Oh, I think I wasn’t clear when I said “I started using Ubuntu Server 14.04.3”.

Although initially I had a Ubuntu install that I had been using for several months, when this problem started happening, I made a backup of my system, and all of what I reported was on a complete brand new install of Ubuntu Server 14.04.3. So, my tests are all based on fresh loads of ubuntu, not ones that I’ve been using forever. At this stage, I’ve actually reinstalled ubuntu about a dozen times on this same box.

Hi,
thanks a lot for this post. We have exactly the same issue:

  • 3x GeForce GTX TITAN Black
  • Clean installation of Ubuntu 14.04.3 LTS.
  • With 3.19.0-42-generic kernel, torch aplications when using CUDA hangs at exit in kernel (zombie). Reboot command always hangs, hard-reset required. We tried different CUDA versions (6.5, 7.0, 7.5), different nvidia drivers (from Ubuntu repo, from nvidia website), all resulting the same problem.
  • With 3.19.0-33-generic, no problems at all, nvidia driver 352.68 from Ubuntu repos, both CUDA 7.0 and 7.5.

I guess it’s a nvidia kernel driver issue. I’m able to replicate the problem, if someone is interested in logs/debugs.
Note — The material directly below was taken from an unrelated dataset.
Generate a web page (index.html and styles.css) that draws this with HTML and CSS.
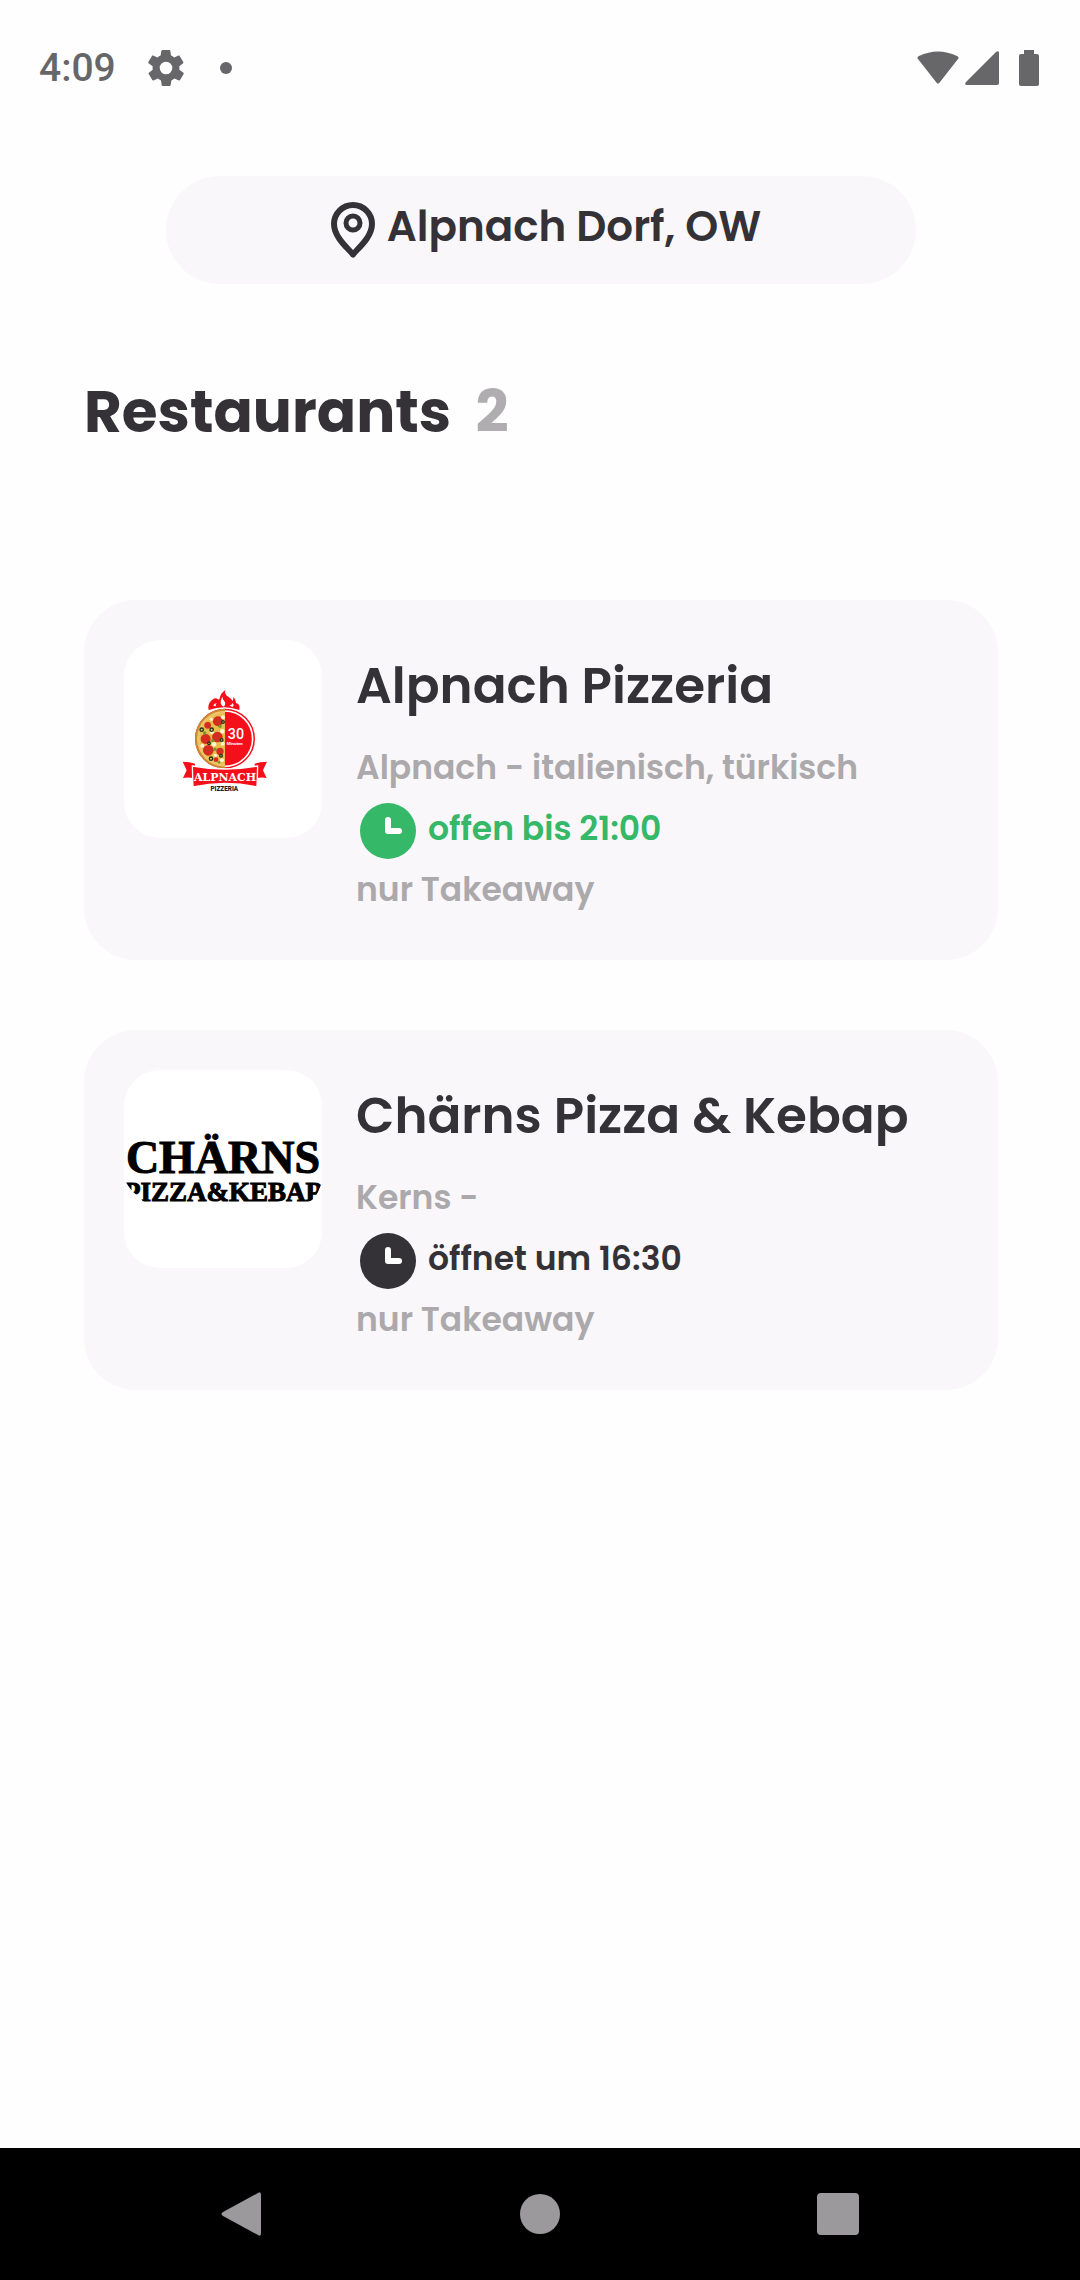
FILE: index.html
```html
<!DOCTYPE html>
<html lang="de">
  <head>
    <meta charset="UTF-8" />
    <meta name="viewport" content="width=device-width, initial-scale=1.0" />
    <title>Restaurants</title>
    <link rel="stylesheet" href="styles.css">
  </head>
  <body>
    <div class="status-bar">
      <span class="time">4:09</span>
      <svg class="gear" viewBox="2 2 20 20" width="36" height="36">
        <path fill-rule="evenodd" d="M19.4 13a7.500 7.500 0 0 0 0-2l2.100-1.600c.2-.2.200-.4.100-.7l-2-3.400c-.1-.2-.4-.3-.6-.2l-2.500 1a7.300 7.300 0 0 0-1.700-1l-.4-2.600c0-.3-.2-.5-.5-.5h-4c-.2 0-.4.200-.5.500l-.4 2.600c-.6.2-1.200.6-1.700 1l-2.500-1c-.2-.1-.5 0-.6.200l-2 3.400c-.1.200-.1.500.1.700L4.600 11a7.500 7.500 0 0 0 0 2l-2.100 1.600c-.2.200-.3.500-.1.700l2 3.400c.1.200.4.300.6.200l2.500-1c.5.400 1.100.8 1.700 1l.4 2.600c0 .3.200.5.500.5h4c.2 0 .4-.2.500-.5l.4-2.600c.6-.2 1.200-.6 1.700-1l2.500 1c.2.100.5 0 .6-.2l2-3.400c.1-.2.100-.5-.1-.7zM12 15.500a3.500 3.500 0 1 1 0-7 3.500 3.500 0 0 1 0 7z" />
      </svg>
      <span class="dot"></span>
      <div class="signals">
        <svg viewBox="0 0 42 34" width="42" height="34">
          <path d="M1 8Q-.5 6 2 5Q21-4 40 5Q42.500 6 41 8L23 31Q21 34 19 31Z" />
        </svg>
        <svg viewBox="0 0 34 34" width="34" height="34">
          <path d="M31 1Q34-1 34 2V32Q34 34 32 34H2Q-1 34 1 31Z" />
        </svg>
        <svg class="battery" viewBox="0 0 20 36" width="20" height="36">
          <path d="M5 0H15V4H18Q20 4 20 6V34Q20 36 18 36H2Q0 36 0 34V6Q0 4 2 4H5Z" />
        </svg>
      </div>
    </div>

    <main class="container">
      <button type="button" class="location">
        <svg viewBox="0 0 44 56" width="44" height="56" fill="none" stroke="#343236">
          <path stroke-width="6" stroke-linejoin="round" d="M22 52.500C19 48 3 36 3 22A19 19 0 0 1 41 22C41 36 25 48 22 52.500Z" />
          <circle cx="22" cy="21" r="7" stroke-width="5" />
        </svg>
        <span>Alpnach Dorf, OW</span>
      </button>

      <h1>Restaurants <span class="count">2</span></h1>

      <a class="card" href="#">
        <svg class="logo" viewBox="0 0 198 198">
          <g transform="translate(41 31) scale(.3333)">
            <path fill="#f50f1b" d="M131 117Q126 98 142 86Q151 79 158 84Q163 88 164 82Q167 66 181 57Q177 70 190 77Q200 84 203 90Q207 82 204 78Q212 83 213 96Q227 99 223 117Q179 101 131 117Z" />
            <path fill="#fff" d="M173 77Q172 86 178 91Q184 98 177 107Q166 103 167 92Q168 83 173 77ZM193 103Q204 100 202 95Q210 103 202 108ZM145 104Q146 98 155 96Q150 102 153 106Z" />
            <circle cx="180" cy="203" r="90" fill="#f50f1b" />
            <path fill="#c98a32" d="M180 113A90 90 0 0 0 180 293Z" />
            <path fill="#f1c46b" d="M180 119A84 84 0 0 0 180 287Z" />
            <path fill="#e8bd4b" d="M180 127A76 76 0 0 0 180 279Z" />
            <g fill="#d52c22">
              <circle cx="159" cy="151" r="15" />
              <circle cx="128" cy="163" r="10" />
              <circle cx="122" cy="204" r="15" />
              <circle cx="157" cy="198" r="16" />
              <circle cx="130" cy="238" r="16" />
              <circle cx="165" cy="241" r="11" />
              <circle cx="153" cy="266" r="7" />
            </g>
            <g fill="#fff4d3">
              <circle cx="174" cy="139" r="6" />
              <circle cx="139" cy="145" r="5" />
              <circle cx="141" cy="184" r="6" />
              <circle cx="172" cy="181" r="7" />
              <circle cx="112" cy="224" r="6" />
              <circle cx="147" cy="220" r="7" />
              <circle cx="173" cy="218" r="6" />
              <circle cx="151" cy="253" r="5" />
              <circle cx="171" cy="268" r="6" />
            </g>
            <g fill="#6f9a30">
              <circle cx="119" cy="186" r="5" />
              <circle cx="165" cy="166" r="5" />
              <circle cx="143" cy="209" r="5" />
              <circle cx="150" cy="235" r="5" />
              <circle cx="162" cy="274" r="4" />
            </g>
            <g fill="#e8bd4b" stroke="#24331c" stroke-width="4">
              <circle cx="110" cy="176" r="5" />
              <circle cx="140" cy="176" r="5" />
              <circle cx="174" cy="153" r="4" />
              <circle cx="132" cy="217" r="4" />
              <circle cx="170" cy="207" r="4" />
              <circle cx="138" cy="263" r="5" />
              <circle cx="168" cy="254" r="4" />
            </g>
            <path d="M180 120A83 83 0 0 1 180 286" fill="none" stroke="#fff" stroke-width="5" />
            <text class="minutes" x="213" y="205">30</text>
            <text class="minutes-label" x="209" y="223">Minuten</text>
            <path fill="#f50f1b" d="M53 272Q75 272 90 278V289L81 292L88 322Q68 318 54 321L65 298ZM306 272Q284 272 269 278V289L278 292L271 322Q291 318 305 321L294 298Z" />
            <path fill="#f50f1b" stroke="#fff" stroke-width="4" d="M82 285Q180 303 278 285L276 348Q180 327 84 348Z" />
            <text class="ribbon" x="180" y="329">ALPNACH</text>
            <text class="ribbon-sub" x="178" y="360">PIZZERIA</text>
          </g>
        </svg>
        <div class="info">
          <h2>Alpnach Pizzeria</h2>
          <p>Alpnach - italienisch, türkisch</p>
          <p class="hours open">
            <svg viewBox="0 0 56 56" width="56" height="56">
              <circle cx="28" cy="28" r="28" />
              <path d="M28 17V28H39" />
            </svg>
            offen bis 21:00
          </p>
          <p>nur Takeaway</p>
        </div>
      </a>

      <a class="card" href="#">
        <svg class="logo" viewBox="0 0 198 198">
          <clipPath id="plate">
            <path d="M0 0H198V112L194 122Q190 130 184 132H20L14 126Q6 120 2 112H0Z" />
          </clipPath>
          <g class="charns" clip-path="url(#plate)">
            <text class="charns-top" x="99" y="103">CHÄRNS</text>
            <text class="charns-bottom" x="99" y="131">PIZZA&amp;KEBAP</text>
          </g>
        </svg>
        <div class="info">
          <h2>Chärns Pizza &amp; Kebap</h2>
          <p>Kerns -</p>
          <p class="hours">
            <svg viewBox="0 0 56 56" width="56" height="56">
              <circle cx="28" cy="28" r="28" />
              <path d="M28 17V28H39" />
            </svg>
            öffnet um 16:30
          </p>
          <p>nur Takeaway</p>
        </div>
      </a>
    </main>

    <nav class="nav-bar">
      <button type="button" aria-label="Back">
        <svg viewBox="0 0 44 44" width="44" height="44"><path d="M38 1Q41-1 41 3V41Q41 45 38 43L3 24Q0 22 3 20Z" /></svg>
      </button>
      <button type="button" aria-label="Home">
        <svg viewBox="0 0 44 44" width="44" height="44"><circle cx="22" cy="22" r="20" /></svg>
      </button>
      <button type="button" aria-label="Overview">
        <svg viewBox="0 0 44 44" width="44" height="44"><rect x="1" y="1" width="42" height="42" rx="4" /></svg>
      </button>
    </nav>
  </body>
</html>
```
FILE: styles.css
```css
* {
  box-sizing: border-box;
}

body {
  margin: 0;
  min-height: 100vh;
  display: flex;
  flex-direction: column;
  font-family: Poppins, Inter, sans-serif;
  background-color: #fefefe;
  color: #343236;
}

.status-bar {
  display: flex;
  align-items: center;
  height: 136px;
  padding: 0 41px 0 39px;
  color: #676668;
  fill: #676668;
}

.time {
  font-family: Roboto, sans-serif;
  font-size: 39px;
  font-weight: 500;
}

.gear {
  margin-left: 32px;
}

.dot {
  width: 12px;
  height: 12px;
  margin-left: 36px;
  border-radius: 50%;
  background-color: #676668;
}

.signals {
  display: flex;
  align-items: center;
  gap: 6px;
  margin-left: auto;
}

.battery {
  margin-left: 14px;
}

.container {
  flex: 1;
  padding: 40px 82px 40px 84px;
}

.location {
  display: flex;
  justify-content: center;
  align-items: center;
  gap: 12px;
  width: 82%;
  height: 108px;
  margin: 0 auto;
  padding: 0 0 0 10px;
  border: none;
  border-radius: 54px;
  background-color: #f9f7fa;
  color: inherit;
  font-family: inherit;
  font-size: 42px;
  font-weight: 600;
  cursor: pointer;
}

.location span {
  padding-bottom: 8px;
}

h1 {
  margin: 86px 0 146px;
  font-size: 58px;
  line-height: 84px;
  font-weight: 700;
}

.count {
  margin-left: 12px;
  color: #afadb0;
}

.card {
  display: flex;
  gap: 34px;
  margin-bottom: 70px;
  padding: 40px;
  border-radius: 52px;
  background-color: #f9f7fa;
  color: inherit;
  text-decoration: none;
}

.logo {
  flex: none;
  width: 198px;
  height: 198px;
  border-radius: 36px;
  background-color: #fff;
}

.info {
  padding-top: 12px;
}

h2 {
  margin: 0 0 17px;
  font-size: 50px;
  line-height: 68px;
  font-weight: 600;
}

.info p {
  margin: 0;
  font-size: 33px;
  line-height: 61px;
  font-weight: 600;
  color: #aba9ac;
}

.info .hours {
  display: flex;
  align-items: center;
  gap: 12px;
  padding-left: 4px;
  color: #343236;
}

.info .open {
  color: #35b868;
}

.hours svg {
  margin-top: 5px;
}

.hours circle {
  fill: currentColor;
}

.hours path {
  fill: none;
  stroke: #fff;
  stroke-width: 6;
  stroke-linecap: round;
  stroke-linejoin: round;
}

/* logo lettering */
.logo text {
  text-anchor: middle;
}

.minutes {
  font: 500 43px Roboto, sans-serif;
  fill: #fff;
}

.minutes-label {
  font: 700 13px Roboto, sans-serif;
  fill: #fff;
}

.ribbon {
  font: 700 33px "DejaVu Serif", serif;
  fill: #fff;
}

.ribbon-sub {
  font: 900 19px Roboto, sans-serif;
  fill: #222;
}

.charns {
  font-family: "Liberation Serif", serif;
  font-weight: bold;
  stroke: #000;
}

.charns-top {
  font-size: 46px;
}

.charns-bottom {
  font-size: 27px;
}

.nav-bar {
  display: flex;
  justify-content: center;
  gap: 254px;
  padding: 44px 0;
  background-color: #000;
}

.nav-bar button {
  display: flex;
  padding: 0;
  border: none;
  background: none;
  fill: #9b999c;
  cursor: pointer;
}
```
Filing a bug via the bug reporting form linked from the CUDA registered developer website seems like the best course of action. Multiple people filing bugs won’t hurt anything, it is entirely possible that what looks like the same issue initially may actually trace back to a different root cause.

I confirm the same issue with the K80. Only 3.19.0-33-generic works fine without kernel oops (for example by running the p2pBandwith test from the cuda samples).

@frosenberg

This issue has already been fixed in the newest driver versions from R352(or R361) driver family.
Could you please verify it again with the newer driver(says, v352.79)? Thanks.